WHAT THE EXERCISE ASKS:
Filter the entries and keep only the lines where the string "table" appears.

Front-end source files:
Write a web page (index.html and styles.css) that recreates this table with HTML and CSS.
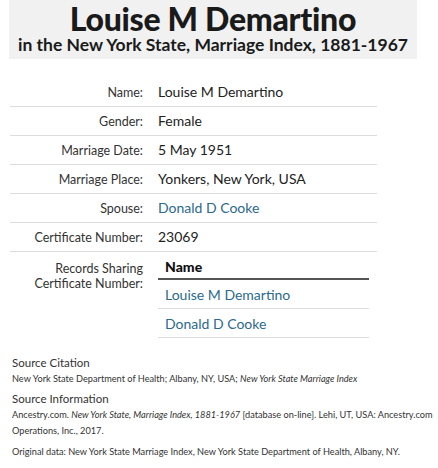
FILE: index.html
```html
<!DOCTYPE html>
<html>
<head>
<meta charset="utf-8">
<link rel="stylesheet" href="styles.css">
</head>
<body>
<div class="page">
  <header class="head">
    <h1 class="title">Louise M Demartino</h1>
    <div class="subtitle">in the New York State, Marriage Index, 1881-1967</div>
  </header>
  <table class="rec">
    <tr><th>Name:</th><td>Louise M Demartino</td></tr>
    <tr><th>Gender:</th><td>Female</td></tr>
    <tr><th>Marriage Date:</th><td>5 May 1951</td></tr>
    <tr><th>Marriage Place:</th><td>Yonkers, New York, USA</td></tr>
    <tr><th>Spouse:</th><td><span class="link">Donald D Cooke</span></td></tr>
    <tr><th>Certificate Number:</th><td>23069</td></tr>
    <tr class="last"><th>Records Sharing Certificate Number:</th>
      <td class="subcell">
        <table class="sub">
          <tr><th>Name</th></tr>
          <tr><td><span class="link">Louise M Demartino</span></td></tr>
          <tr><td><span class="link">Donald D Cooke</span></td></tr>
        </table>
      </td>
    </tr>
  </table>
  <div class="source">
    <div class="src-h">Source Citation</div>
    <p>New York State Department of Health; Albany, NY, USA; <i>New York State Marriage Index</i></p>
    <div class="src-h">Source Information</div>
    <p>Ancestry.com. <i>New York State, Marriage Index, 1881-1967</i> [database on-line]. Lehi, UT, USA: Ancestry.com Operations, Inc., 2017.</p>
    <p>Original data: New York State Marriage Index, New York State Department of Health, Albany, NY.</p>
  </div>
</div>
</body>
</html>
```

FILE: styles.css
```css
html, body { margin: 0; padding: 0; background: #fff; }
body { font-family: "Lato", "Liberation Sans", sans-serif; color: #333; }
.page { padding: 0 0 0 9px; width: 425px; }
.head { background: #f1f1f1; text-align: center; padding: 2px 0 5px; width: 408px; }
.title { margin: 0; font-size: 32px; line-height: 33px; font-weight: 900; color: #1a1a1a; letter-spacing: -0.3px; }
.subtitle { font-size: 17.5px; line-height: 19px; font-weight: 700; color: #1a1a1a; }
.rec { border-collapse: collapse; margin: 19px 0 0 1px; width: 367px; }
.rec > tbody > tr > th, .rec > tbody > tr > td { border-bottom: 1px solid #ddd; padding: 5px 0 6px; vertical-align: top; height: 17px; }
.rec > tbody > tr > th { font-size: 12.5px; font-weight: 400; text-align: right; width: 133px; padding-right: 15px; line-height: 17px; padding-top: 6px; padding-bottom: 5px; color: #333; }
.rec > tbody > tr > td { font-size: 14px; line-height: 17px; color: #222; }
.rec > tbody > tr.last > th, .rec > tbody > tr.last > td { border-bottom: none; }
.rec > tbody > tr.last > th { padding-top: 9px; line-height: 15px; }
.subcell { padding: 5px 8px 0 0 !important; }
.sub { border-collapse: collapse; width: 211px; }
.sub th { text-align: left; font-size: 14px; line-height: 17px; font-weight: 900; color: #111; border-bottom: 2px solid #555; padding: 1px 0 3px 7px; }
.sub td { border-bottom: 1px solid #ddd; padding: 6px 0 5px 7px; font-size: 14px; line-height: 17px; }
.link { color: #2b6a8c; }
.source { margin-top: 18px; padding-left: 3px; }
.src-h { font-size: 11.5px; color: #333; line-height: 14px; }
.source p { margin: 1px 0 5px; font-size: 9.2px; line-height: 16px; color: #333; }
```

==

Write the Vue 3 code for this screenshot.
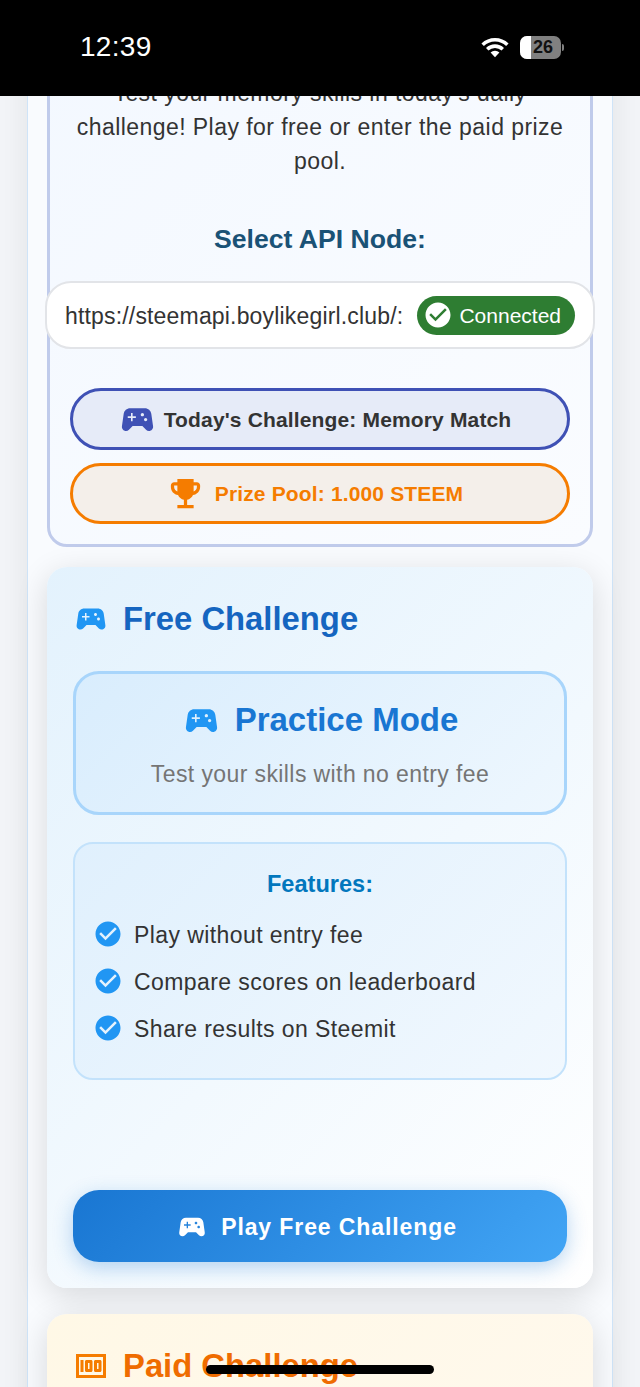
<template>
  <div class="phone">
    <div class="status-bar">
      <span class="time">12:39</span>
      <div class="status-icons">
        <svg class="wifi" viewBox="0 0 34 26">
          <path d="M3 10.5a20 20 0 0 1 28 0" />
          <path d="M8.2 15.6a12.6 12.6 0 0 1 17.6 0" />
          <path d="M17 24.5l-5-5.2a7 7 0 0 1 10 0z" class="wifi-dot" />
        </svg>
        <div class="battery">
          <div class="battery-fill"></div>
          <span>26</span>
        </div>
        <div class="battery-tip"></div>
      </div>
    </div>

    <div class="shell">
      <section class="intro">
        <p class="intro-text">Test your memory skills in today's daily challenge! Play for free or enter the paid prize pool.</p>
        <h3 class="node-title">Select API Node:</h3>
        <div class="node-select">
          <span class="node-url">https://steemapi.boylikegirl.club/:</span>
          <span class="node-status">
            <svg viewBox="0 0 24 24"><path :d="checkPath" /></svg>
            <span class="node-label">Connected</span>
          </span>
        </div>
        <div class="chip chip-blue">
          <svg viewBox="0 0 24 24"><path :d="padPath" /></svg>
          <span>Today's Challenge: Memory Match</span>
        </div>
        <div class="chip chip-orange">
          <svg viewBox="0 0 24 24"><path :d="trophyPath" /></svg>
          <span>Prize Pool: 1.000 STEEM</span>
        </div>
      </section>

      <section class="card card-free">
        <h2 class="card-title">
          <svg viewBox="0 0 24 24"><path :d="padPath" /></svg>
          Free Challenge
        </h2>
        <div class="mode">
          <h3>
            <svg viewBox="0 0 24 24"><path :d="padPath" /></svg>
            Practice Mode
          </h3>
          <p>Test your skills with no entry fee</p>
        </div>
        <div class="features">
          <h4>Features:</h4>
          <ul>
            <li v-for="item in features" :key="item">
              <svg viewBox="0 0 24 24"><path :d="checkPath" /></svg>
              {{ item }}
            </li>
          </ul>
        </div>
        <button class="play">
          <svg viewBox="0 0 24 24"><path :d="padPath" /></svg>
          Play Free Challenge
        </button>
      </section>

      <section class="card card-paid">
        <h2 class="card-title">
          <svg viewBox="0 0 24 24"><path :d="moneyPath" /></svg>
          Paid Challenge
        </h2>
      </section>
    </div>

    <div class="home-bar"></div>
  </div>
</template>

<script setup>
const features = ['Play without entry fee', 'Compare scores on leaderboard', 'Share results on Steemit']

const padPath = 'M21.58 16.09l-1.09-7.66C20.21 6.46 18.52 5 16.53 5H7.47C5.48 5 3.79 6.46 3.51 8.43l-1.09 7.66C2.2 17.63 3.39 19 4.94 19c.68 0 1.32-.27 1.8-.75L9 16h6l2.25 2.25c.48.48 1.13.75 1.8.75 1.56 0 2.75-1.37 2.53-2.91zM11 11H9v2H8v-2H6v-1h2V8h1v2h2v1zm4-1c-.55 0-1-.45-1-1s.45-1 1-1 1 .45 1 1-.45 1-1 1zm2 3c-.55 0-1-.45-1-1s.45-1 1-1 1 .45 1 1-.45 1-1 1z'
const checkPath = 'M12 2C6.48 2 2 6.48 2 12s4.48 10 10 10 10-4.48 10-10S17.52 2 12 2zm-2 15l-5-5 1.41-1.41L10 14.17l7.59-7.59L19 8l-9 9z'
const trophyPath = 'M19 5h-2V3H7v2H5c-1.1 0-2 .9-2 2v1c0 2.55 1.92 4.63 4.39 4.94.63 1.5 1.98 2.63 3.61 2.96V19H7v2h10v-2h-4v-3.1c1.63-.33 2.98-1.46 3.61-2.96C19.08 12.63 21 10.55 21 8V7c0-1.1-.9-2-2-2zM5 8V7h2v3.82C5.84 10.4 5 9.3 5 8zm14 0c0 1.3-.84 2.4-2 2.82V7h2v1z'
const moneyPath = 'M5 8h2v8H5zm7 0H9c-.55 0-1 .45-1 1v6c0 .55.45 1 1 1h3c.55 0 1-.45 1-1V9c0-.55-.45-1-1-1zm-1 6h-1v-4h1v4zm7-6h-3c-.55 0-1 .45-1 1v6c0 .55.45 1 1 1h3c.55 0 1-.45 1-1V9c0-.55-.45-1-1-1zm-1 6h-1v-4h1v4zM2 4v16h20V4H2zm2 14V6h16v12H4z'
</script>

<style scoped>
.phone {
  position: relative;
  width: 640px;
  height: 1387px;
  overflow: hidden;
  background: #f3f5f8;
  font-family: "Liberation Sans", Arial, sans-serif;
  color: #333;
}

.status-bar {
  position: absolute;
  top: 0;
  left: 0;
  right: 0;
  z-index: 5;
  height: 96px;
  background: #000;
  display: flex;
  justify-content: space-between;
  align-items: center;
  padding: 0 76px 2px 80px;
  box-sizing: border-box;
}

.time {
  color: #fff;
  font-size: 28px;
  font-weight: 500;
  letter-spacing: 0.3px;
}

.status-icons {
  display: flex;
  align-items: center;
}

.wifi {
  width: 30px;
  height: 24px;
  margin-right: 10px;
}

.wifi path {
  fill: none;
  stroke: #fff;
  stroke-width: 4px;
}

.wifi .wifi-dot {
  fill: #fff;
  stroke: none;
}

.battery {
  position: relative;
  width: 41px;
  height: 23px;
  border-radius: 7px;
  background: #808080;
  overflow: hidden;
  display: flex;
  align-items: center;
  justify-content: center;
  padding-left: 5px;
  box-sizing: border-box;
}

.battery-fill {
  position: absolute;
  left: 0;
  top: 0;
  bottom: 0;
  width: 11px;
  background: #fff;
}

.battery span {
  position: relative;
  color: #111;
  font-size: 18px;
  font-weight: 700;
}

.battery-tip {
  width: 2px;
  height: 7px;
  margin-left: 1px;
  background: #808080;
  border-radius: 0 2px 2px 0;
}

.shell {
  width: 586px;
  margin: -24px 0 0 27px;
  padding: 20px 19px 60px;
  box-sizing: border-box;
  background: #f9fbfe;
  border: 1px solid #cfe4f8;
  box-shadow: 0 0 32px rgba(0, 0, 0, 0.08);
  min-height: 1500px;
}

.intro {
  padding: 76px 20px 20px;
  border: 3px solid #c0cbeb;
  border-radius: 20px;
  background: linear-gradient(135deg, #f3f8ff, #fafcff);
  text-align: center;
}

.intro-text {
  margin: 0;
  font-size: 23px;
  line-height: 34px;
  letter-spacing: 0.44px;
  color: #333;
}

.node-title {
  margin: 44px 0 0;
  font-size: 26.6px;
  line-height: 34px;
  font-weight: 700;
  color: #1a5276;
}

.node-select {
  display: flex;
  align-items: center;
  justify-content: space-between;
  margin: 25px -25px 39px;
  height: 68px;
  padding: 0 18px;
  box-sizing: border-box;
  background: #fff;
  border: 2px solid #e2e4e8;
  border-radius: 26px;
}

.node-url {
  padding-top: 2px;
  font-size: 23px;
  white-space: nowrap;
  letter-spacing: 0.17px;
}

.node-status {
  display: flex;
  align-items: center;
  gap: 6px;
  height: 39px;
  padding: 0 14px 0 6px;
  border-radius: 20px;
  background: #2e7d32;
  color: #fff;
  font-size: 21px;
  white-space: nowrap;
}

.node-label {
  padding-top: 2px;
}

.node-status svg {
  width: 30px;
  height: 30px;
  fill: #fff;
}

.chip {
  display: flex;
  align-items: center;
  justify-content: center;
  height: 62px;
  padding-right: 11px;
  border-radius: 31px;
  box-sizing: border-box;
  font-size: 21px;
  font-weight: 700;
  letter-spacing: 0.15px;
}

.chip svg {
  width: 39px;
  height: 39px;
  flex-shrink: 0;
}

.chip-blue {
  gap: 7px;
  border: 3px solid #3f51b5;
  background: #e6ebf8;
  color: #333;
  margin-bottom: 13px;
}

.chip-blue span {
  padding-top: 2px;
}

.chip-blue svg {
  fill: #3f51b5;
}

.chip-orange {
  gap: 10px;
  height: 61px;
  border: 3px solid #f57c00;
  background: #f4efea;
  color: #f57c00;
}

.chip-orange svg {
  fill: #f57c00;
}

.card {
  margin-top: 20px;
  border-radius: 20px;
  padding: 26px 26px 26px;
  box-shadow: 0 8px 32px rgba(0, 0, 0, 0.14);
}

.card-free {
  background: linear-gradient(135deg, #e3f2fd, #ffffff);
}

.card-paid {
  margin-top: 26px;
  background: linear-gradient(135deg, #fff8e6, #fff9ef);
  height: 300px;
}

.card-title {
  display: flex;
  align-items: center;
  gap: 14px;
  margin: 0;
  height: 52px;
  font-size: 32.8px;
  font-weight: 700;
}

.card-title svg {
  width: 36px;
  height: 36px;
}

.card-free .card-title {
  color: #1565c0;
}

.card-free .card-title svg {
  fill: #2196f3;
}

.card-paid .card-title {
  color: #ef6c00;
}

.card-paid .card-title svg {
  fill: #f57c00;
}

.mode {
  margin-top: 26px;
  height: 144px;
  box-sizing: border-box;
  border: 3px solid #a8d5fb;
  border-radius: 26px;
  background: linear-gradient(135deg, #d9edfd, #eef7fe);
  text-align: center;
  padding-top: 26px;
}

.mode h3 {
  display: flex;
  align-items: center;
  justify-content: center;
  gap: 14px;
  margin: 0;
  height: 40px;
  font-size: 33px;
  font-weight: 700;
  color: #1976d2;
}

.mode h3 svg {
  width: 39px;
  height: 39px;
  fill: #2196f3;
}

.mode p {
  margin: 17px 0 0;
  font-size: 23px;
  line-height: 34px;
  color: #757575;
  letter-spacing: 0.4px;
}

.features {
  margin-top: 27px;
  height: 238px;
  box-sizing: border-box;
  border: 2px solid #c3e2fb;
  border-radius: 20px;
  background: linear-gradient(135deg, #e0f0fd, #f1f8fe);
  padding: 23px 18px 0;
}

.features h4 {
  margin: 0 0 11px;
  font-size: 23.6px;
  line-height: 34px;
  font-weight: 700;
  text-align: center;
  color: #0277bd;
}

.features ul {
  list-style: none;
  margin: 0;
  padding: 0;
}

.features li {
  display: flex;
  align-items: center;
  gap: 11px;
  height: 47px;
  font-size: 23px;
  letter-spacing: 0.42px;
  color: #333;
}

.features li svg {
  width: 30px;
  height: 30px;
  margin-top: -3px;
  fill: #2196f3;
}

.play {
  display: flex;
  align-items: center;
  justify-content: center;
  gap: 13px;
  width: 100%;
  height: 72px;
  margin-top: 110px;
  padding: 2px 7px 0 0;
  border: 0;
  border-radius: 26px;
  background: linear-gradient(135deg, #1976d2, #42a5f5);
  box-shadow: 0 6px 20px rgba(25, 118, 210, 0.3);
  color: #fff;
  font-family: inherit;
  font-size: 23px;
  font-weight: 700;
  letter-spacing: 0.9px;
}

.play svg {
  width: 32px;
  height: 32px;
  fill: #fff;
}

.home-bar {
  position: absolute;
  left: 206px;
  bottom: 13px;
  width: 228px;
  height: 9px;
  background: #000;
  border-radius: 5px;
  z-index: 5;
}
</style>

ANSWER IN FULL:
Write a web page (index.html and styles.css) that recreates this table with HTML and CSS.
  <table class="rec">
        <table class="sub">
        </table>
  </table>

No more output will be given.